*WHAT IS NEEDED:*
Write every line out verbatim and omit the pictures.

Rows from a dataset of pages and code
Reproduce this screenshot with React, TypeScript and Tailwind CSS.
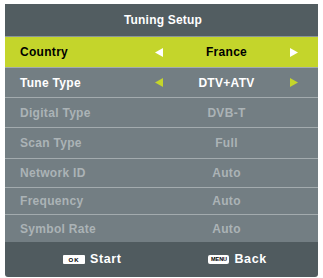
import React from "react";

const font = { fontFamily: '"Liberation Sans", Arial, sans-serif' };

function LeftTri({ color }: { color: string }) {
  return (
    <svg width="8" height="9" viewBox="0 0 8 9">
      <polygon points="8,0 8,9 0,4.5" fill={color} />
    </svg>
  );
}
function RightTri({ color }: { color: string }) {
  return (
    <svg width="8" height="9" viewBox="0 0 8 9">
      <polygon points="0,0 0,9 8,4.5" fill={color} />
    </svg>
  );
}

type Row = { label: string; value: string; kind: "active" | "dis"; h: string };

const rows: Row[] = [
  { label: "Tune Type", value: "DTV+ATV", kind: "active", h: "h-[29px]" },
  { label: "Digital Type", value: "DVB-T", kind: "dis", h: "h-[29px]" },
  { label: "Scan Type", value: "Full", kind: "dis", h: "h-[30px]" },
  { label: "Network ID", value: "Auto", kind: "dis", h: "h-[28px]" },
  { label: "Frequency", value: "Auto", kind: "dis", h: "h-[26px]" },
  { label: "Symbol Rate", value: "Auto", kind: "dis", h: "h-[27px]" },
];

export default function App() {
  return (
    <div className="w-[323px] h-[278px] bg-white pt-[4px] pl-[5px]" style={font}>
      <div className="w-[313px] flex flex-col rounded-b-[3px] overflow-hidden">
        <div className="h-[32px] bg-[#525d61] flex items-center justify-center text-white font-bold text-[12px] tracking-[0.2px] pl-[3px]">
          Tuning Setup
        </div>
        <div className="h-[1px] bg-[#8a9598]" />
        <div className="h-[30px] bg-[#c4d52b] flex items-center text-black font-bold text-[12px] tracking-[0.3px]">
          <div className="pl-[15px] w-[150px]">Country</div>
          <LeftTri color="#ffffff" />
          <div className="w-[127px] text-center">France</div>
          <RightTri color="#ffffff" />
        </div>
        {rows.map((r) => (
          <div key={r.label} className="flex flex-col">
            <div className="h-[1px] bg-[#a3abae]" />
            <div
              className={
                r.h +
                " bg-[#737e83] flex items-center font-bold text-[12px] tracking-[0.3px] " +
                (r.kind === "active" ? "text-white" : "text-[#abb3b6]")
              }
            >
              <div className="pl-[15px] w-[150px]">{r.label}</div>
              {r.kind === "active" ? <LeftTri color="#c4d52b" /> : <div className="w-[8px]" />}
              <div className="w-[127px] text-center">{r.value}</div>
              {r.kind === "active" ? <RightTri color="#c4d52b" /> : <div className="w-[8px]" />}
            </div>
          </div>
        ))}
        <div className="h-[35px] bg-[#505b5f] flex items-center text-white font-bold text-[12.5px] tracking-[0.6px]">
          <div className="flex items-center ml-[58px]">
            <div className="w-[22px] h-[9px] bg-white rounded-[1px] flex items-center justify-center text-black text-[6px] tracking-[1px] font-bold leading-none">
              OK
            </div>
            <div className="ml-[5px]">Start</div>
          </div>
          <div className="flex items-center ml-[87px]">
            <div className="w-[21px] h-[9px] bg-white rounded-[2px] flex items-center justify-center text-black text-[5.5px] tracking-[0px] font-bold leading-none">
              MENU
            </div>
            <div className="ml-[5px]">Back</div>
          </div>
        </div>
      </div>
    </div>
  );
}
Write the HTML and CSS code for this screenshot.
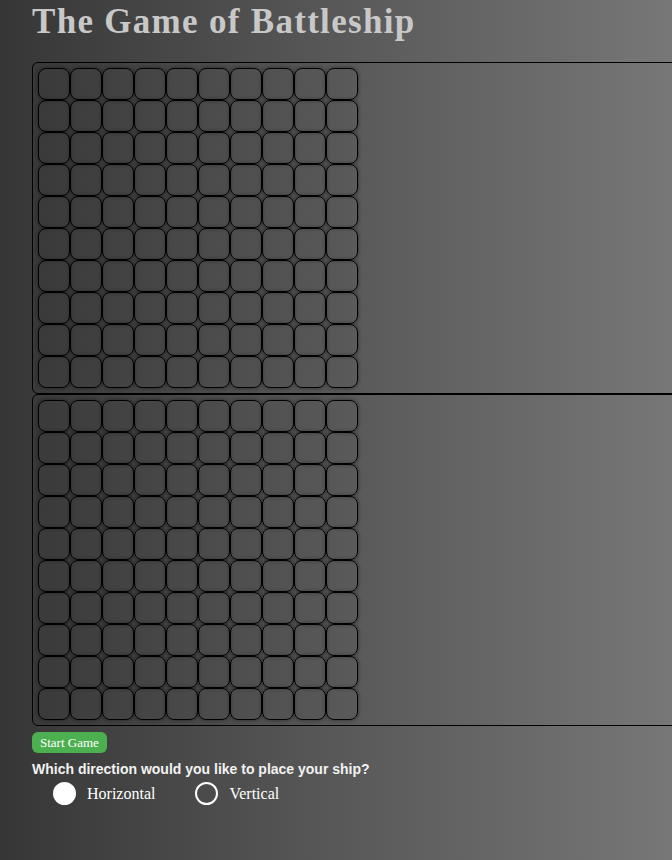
FILE: index.html
```html
<!DOCTYPE html>
<html>
<head>
<meta charset="utf-8">
<title>Battleship</title>
<link rel="stylesheet" href="styles.css">
</head>
<body>
<h1 class="title">The Game of Battleship</h1>
<div class="board" id="board1"></div>
<div class="board" id="board2"></div>
<button class="start-btn">Start Game</button>
<p class="question">Which direction would you like to place your ship?</p>
<div class="options">
  <label class="option"><span class="radio checked"></span><span class="opt-label">Horizontal</span></label>
  <label class="option"><span class="radio"></span><span class="opt-label">Vertical</span></label>
</div>
<script>
  document.querySelectorAll('.board').forEach(function (b) {
    for (var i = 0; i < 100; i++) {
      var c = document.createElement('div');
      c.className = 'cell';
      b.appendChild(c);
    }
  });
</script>
</body>
</html>
```
FILE: styles.css
```css
html {
  overflow: hidden;
  height: 100%;
  background: linear-gradient(to right, #363636 0%, #555 45%, #777 100%);
}
body {
  margin: 0;
  padding: 0 0 0 32px;
  min-height: 100%;
  font-family: "Liberation Serif", serif;
  color: #fff;
}
.title {
  margin: 0;
  padding-top: 2px;
  font-family: "Liberation Serif", serif;
  font-weight: bold;
  font-size: 35px;
  line-height: 40px;
  color: #c8c8c8;
  height: 60px;
  letter-spacing: 1.3px;
}
.board {
  width: 700px;
  box-sizing: border-box;
  border: 1px solid #000;
  border-radius: 6px 0 0 6px;
  padding: 5px;
  display: grid;
  grid-template-columns: repeat(10, 32px);
  grid-auto-rows: 32px;
}
.cell {
  box-sizing: border-box;
  border: 1px solid #000;
  border-radius: 8px;
  box-shadow: 0 0 4px rgba(0, 0, 0, 0.5);
}
.start-btn {
  display: block;
  margin-top: 6px;
  height: 21px;
  padding: 0 8px;
  border: none;
  border-radius: 6px;
  background: #4caf50;
  color: #fff;
  font-family: "Liberation Serif", serif;
  font-size: 13px;
}
.question {
  margin: 8px 0 0;
  font-family: "Liberation Sans", Arial, sans-serif;
  font-weight: bold;
  font-size: 14px;
  color: #f2f2f2;
}
.options {
  display: flex;
  gap: 40px;
  padding-left: 21px;
  margin-top: 5px;
}
.option {
  display: flex;
  align-items: center;
  gap: 11px;
}
.radio {
  width: 23px;
  height: 23px;
  box-sizing: border-box;
  border-radius: 50%;
  border: 2px solid #fff;
}
.radio.checked {
  background: #fff;
}
.opt-label {
  font-family: "Liberation Serif", serif;
  font-size: 16px;
  color: #fff;
}
```
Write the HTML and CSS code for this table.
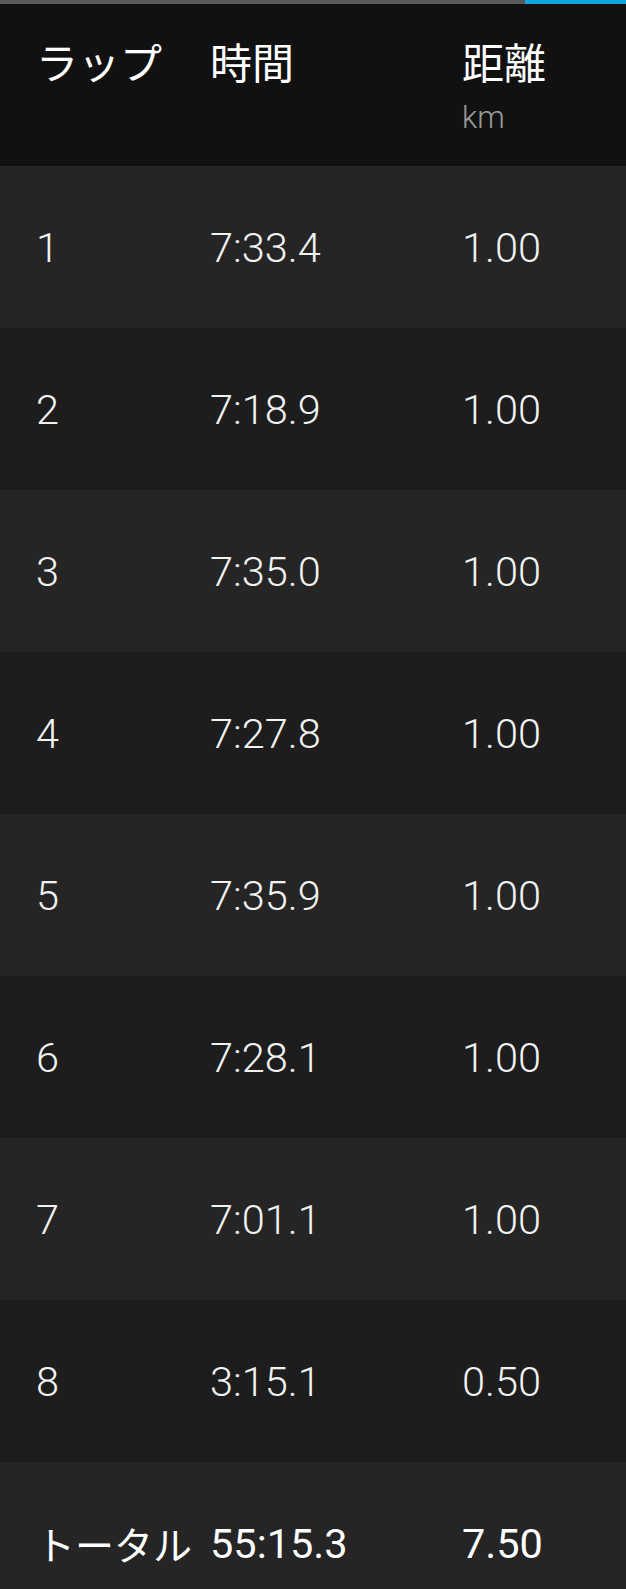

*FINISHED ANSWER:*
Reproduce this screenshot with React, TypeScript and Tailwind CSS.
import React from "react";

const font = { fontFamily: '"Liberation Sans", Arial, sans-serif' };

function LeftTri({ color }: { color: string }) {
  return (
    <svg width="8" height="9" viewBox="0 0 8 9">
      <polygon points="8,0 8,9 0,4.5" fill={color} />
    </svg>
  );
}
function RightTri({ color }: { color: string }) {
  return (
    <svg width="8" height="9" viewBox="0 0 8 9">
      <polygon points="0,0 0,9 8,4.5" fill={color} />
    </svg>
  );
}

type Row = { label: string; value: string; kind: "active" | "dis"; h: string };

const rows: Row[] = [
  { label: "Tune Type", value: "DTV+ATV", kind: "active", h: "h-[29px]" },
  { label: "Digital Type", value: "DVB-T", kind: "dis", h: "h-[29px]" },
  { label: "Scan Type", value: "Full", kind: "dis", h: "h-[30px]" },
  { label: "Network ID", value: "Auto", kind: "dis", h: "h-[28px]" },
  { label: "Frequency", value: "Auto", kind: "dis", h: "h-[26px]" },
  { label: "Symbol Rate", value: "Auto", kind: "dis", h: "h-[27px]" },
];

export default function App() {
  return (
    <div className="w-[323px] h-[278px] bg-white pt-[4px] pl-[5px]" style={font}>
      <div className="w-[313px] flex flex-col rounded-b-[3px] overflow-hidden">
        <div className="h-[32px] bg-[#525d61] flex items-center justify-center text-white font-bold text-[12px] tracking-[0.2px] pl-[3px]">
          Tuning Setup
        </div>
        <div className="h-[1px] bg-[#8a9598]" />
        <div className="h-[30px] bg-[#c4d52b] flex items-center text-black font-bold text-[12px] tracking-[0.3px]">
          <div className="pl-[15px] w-[150px]">Country</div>
          <LeftTri color="#ffffff" />
          <div className="w-[127px] text-center">France</div>
          <RightTri color="#ffffff" />
        </div>
        {rows.map((r) => (
          <div key={r.label} className="flex flex-col">
            <div className="h-[1px] bg-[#a3abae]" />
            <div
              className={
                r.h +
                " bg-[#737e83] flex items-center font-bold text-[12px] tracking-[0.3px] " +
                (r.kind === "active" ? "text-white" : "text-[#abb3b6]")
              }
            >
              <div className="pl-[15px] w-[150px]">{r.label}</div>
              {r.kind === "active" ? <LeftTri color="#c4d52b" /> : <div className="w-[8px]" />}
              <div className="w-[127px] text-center">{r.value}</div>
              {r.kind === "active" ? <RightTri color="#c4d52b" /> : <div className="w-[8px]" />}
            </div>
          </div>
        ))}
        <div className="h-[35px] bg-[#505b5f] flex items-center text-white font-bold text-[12.5px] tracking-[0.6px]">
          <div className="flex items-center ml-[58px]">
            <div className="w-[22px] h-[9px] bg-white rounded-[1px] flex items-center justify-center text-black text-[6px] tracking-[1px] font-bold leading-none">
              OK
            </div>
            <div className="ml-[5px]">Start</div>
          </div>
          <div className="flex items-center ml-[87px]">
            <div className="w-[21px] h-[9px] bg-white rounded-[2px] flex items-center justify-center text-black text-[5.5px] tracking-[0px] font-bold leading-none">
              MENU
            </div>
            <div className="ml-[5px]">Back</div>
          </div>
        </div>
      </div>
    </div>
  );
}
Write the HTML and CSS code for this screenshot.
FILE: index.html
```html
<!DOCTYPE html>
<html>
<head>
<meta charset="utf-8">
<title>Battleship</title>
<link rel="stylesheet" href="styles.css">
</head>
<body>
<h1 class="title">The Game of Battleship</h1>
<div class="board" id="board1"></div>
<div class="board" id="board2"></div>
<button class="start-btn">Start Game</button>
<p class="question">Which direction would you like to place your ship?</p>
<div class="options">
  <label class="option"><span class="radio checked"></span><span class="opt-label">Horizontal</span></label>
  <label class="option"><span class="radio"></span><span class="opt-label">Vertical</span></label>
</div>
<script>
  document.querySelectorAll('.board').forEach(function (b) {
    for (var i = 0; i < 100; i++) {
      var c = document.createElement('div');
      c.className = 'cell';
      b.appendChild(c);
    }
  });
</script>
</body>
</html>
```
FILE: styles.css
```css
html {
  overflow: hidden;
  height: 100%;
  background: linear-gradient(to right, #363636 0%, #555 45%, #777 100%);
}
body {
  margin: 0;
  padding: 0 0 0 32px;
  min-height: 100%;
  font-family: "Liberation Serif", serif;
  color: #fff;
}
.title {
  margin: 0;
  padding-top: 2px;
  font-family: "Liberation Serif", serif;
  font-weight: bold;
  font-size: 35px;
  line-height: 40px;
  color: #c8c8c8;
  height: 60px;
  letter-spacing: 1.3px;
}
.board {
  width: 700px;
  box-sizing: border-box;
  border: 1px solid #000;
  border-radius: 6px 0 0 6px;
  padding: 5px;
  display: grid;
  grid-template-columns: repeat(10, 32px);
  grid-auto-rows: 32px;
}
.cell {
  box-sizing: border-box;
  border: 1px solid #000;
  border-radius: 8px;
  box-shadow: 0 0 4px rgba(0, 0, 0, 0.5);
}
.start-btn {
  display: block;
  margin-top: 6px;
  height: 21px;
  padding: 0 8px;
  border: none;
  border-radius: 6px;
  background: #4caf50;
  color: #fff;
  font-family: "Liberation Serif", serif;
  font-size: 13px;
}
.question {
  margin: 8px 0 0;
  font-family: "Liberation Sans", Arial, sans-serif;
  font-weight: bold;
  font-size: 14px;
  color: #f2f2f2;
}
.options {
  display: flex;
  gap: 40px;
  padding-left: 21px;
  margin-top: 5px;
}
.option {
  display: flex;
  align-items: center;
  gap: 11px;
}
.radio {
  width: 23px;
  height: 23px;
  box-sizing: border-box;
  border-radius: 50%;
  border: 2px solid #fff;
}
.radio.checked {
  background: #fff;
}
.opt-label {
  font-family: "Liberation Serif", serif;
  font-size: 16px;
  color: #fff;
}
```
Write the HTML and CSS code for this table.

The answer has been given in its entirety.